Sections in this pattern
Delta
(Verification Pattern)
Name
Delta
Also known as: Baseline Assertion, Relative State Verification, Ambient Isolation.
Intent
Verify the success of an agent’s actions by asserting on the change in environment state rather than the absolute environment state.
Problem
Agentic systems often operate in shared, messy, or long-lived environments (databases, CI/CD runners, live cloud accounts). When a verification step checks for an absolute threshold (e.g., total_flows >= 5 or task_status == "completed"), it is vulnerable to ambient state contamination.
If the system already had 5 flows before the agent acted, the assertion passes trivially. The verification system creates a green report, but it proved absolutely nothing about the agent’s actions. Because agents can rationalize a coincidental pass as “my action succeeded,” they are blind to the fact that their tools actually failed or were never called.
Forces
- Shared vs. Ephemeral Environments. Spinning up a perfectly clean, mocked environment for every agent action is computationally expensive and sometimes impossible; operating in dirty environments requires careful state isolation.
- Absolute vs. Relative logic. It is easier to write
assert count == 10than to capture a pre-state, pass it through the workflow, and writeassert post_count - pre_count == 10.
Solution
Record a state baseline immediately before the agent acts. After the agent acts, measure the state again. The verification criteria must assert only on the mathematically or logically computed delta between the post-state and the pre-state.
If the agent is supposed to create a new user, assert user_count_post - user_count_pre == 1.
If the agent is supposed to append a log line, assert len(log_lines_post) - len(log_lines_pre) == 1.
Mechanism
- Pre-Hook (Baseline Capture): Query the specific environment metric before handing control to the agent.
- Context Passing: Store the baseline in a read-only state dictionary associated with the current execution trajectory.
- Agent Execution: The agent performs its task.
- Post-Hook (Measurement): Query the exact same environment metric.
- Delta Calculation: Subtract, diff, or otherwise compare the two states, and assert on the diff.
Pattern / Antipattern
The same task: verify that an agent created one new flow in a shared environment.
Antipattern: absolute assertion
The naive implementation checks the final count only. It can pass before the agent does anything.

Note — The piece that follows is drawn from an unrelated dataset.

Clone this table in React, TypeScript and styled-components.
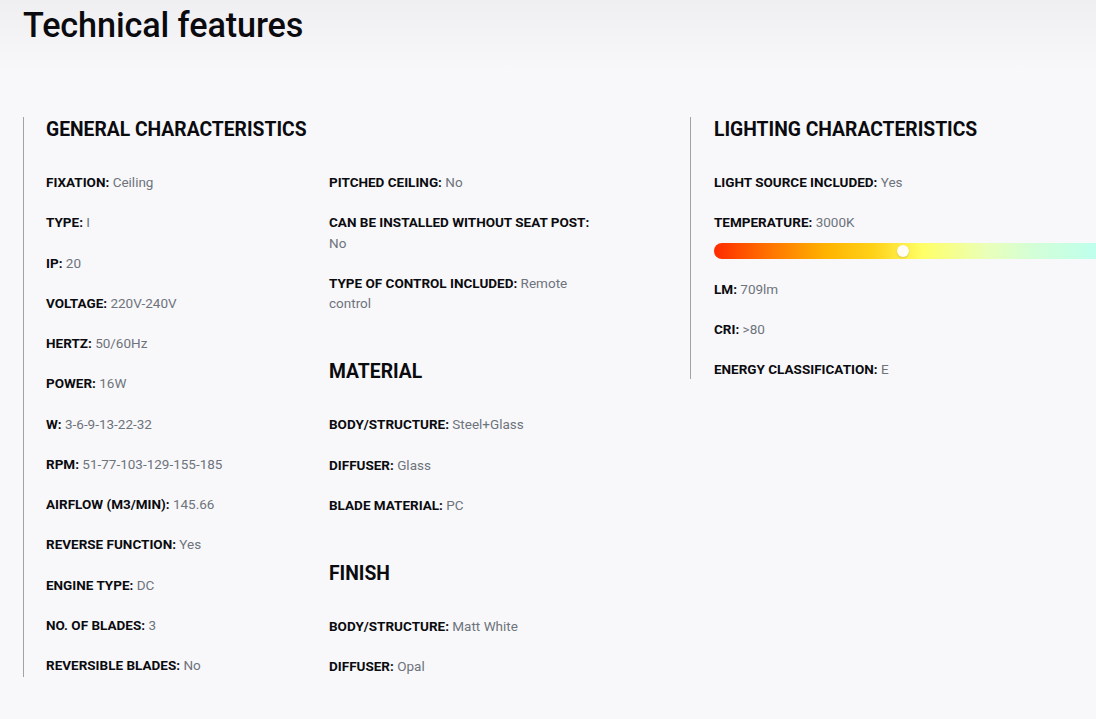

def verify_flow_created_naive(get_flow_count):
observed = get_flow_count()
return {
"passed": observed >= 1,
"observed": observed,
"expected": "at least 1 flow",
}
Pattern: baseline plus delta assertion
The structured implementation captures the baseline before the agent acts and verifies only the change caused during this run.
from typing import Callable
class DeltaVerifier:
def __init__(self, metric_name: str, fetch_state_fn: Callable[[], int], expected_delta: int):
self.metric_name = metric_name
self.fetch_state_fn = fetch_state_fn
self.expected_delta = expected_delta
self.pre_state = None
self.post_state = None
def capture_baseline(self) -> int:
"""Called by the orchestrator before the agent acts."""
self.pre_state = self.fetch_state_fn()
return self.pre_state
def verify_delta(self) -> dict:
"""Called by the verifier after the agent acts."""
if self.pre_state is None:
raise ValueError("baseline never captured; cannot verify a delta")
self.post_state = self.fetch_state_fn()
actual_delta = self.post_state - self.pre_state
return {
"check": f"{self.metric_name}_delta",
"passed": actual_delta == self.expected_delta,
"expected_delta": self.expected_delta,
"actual_delta": actual_delta,
"pre_state": self.pre_state,
"post_state": self.post_state,
}
# A shared environment that already holds unrelated flows before the agent runs.
flows = [{"id": 1}, {"id": 2}, {"id": 3}]
def get_flow_count() -> int:
return len(flows)
flow_verifier = DeltaVerifier("active_flows", get_flow_count, expected_delta=1)
flow_verifier.capture_baseline() # pre-action: records 3
flows.append({"id": 4}) # the agent creates exactly one flow this run
report = flow_verifier.verify_delta() # post-action check
assert report["passed"] # the change caused this run is exactly +1
assert report["actual_delta"] == 1 # relative, not the absolute count of 4
assert report["pre_state"] == 3 and report["post_state"] == 4
Aider’s command tests show this shape in a real suite: they capture initial_count = len(coder.abs_fnames) before dropping files from a chat session, then after the drop assert that membership changed and len(coder.abs_fnames) == initial_count - 1. The check is on the relative file-set change, not an absolute count, so it holds no matter how many files were already in the session.
Determinism Move
Delta constrains ambient_state by turning an absolute assertion into a relative assertion scoped to the current run. It also narrows context_contamination: the verifier no longer has to infer whether a matching object was already present, because the baseline and post-state are both recorded. The determinism move is scoping the assertion to a captured baseline, so a pass means this run caused the change, not that the environment already matched.
Observable Signal
The observable signal is the tuple (pre_state, post_state, actual_delta, expected_delta).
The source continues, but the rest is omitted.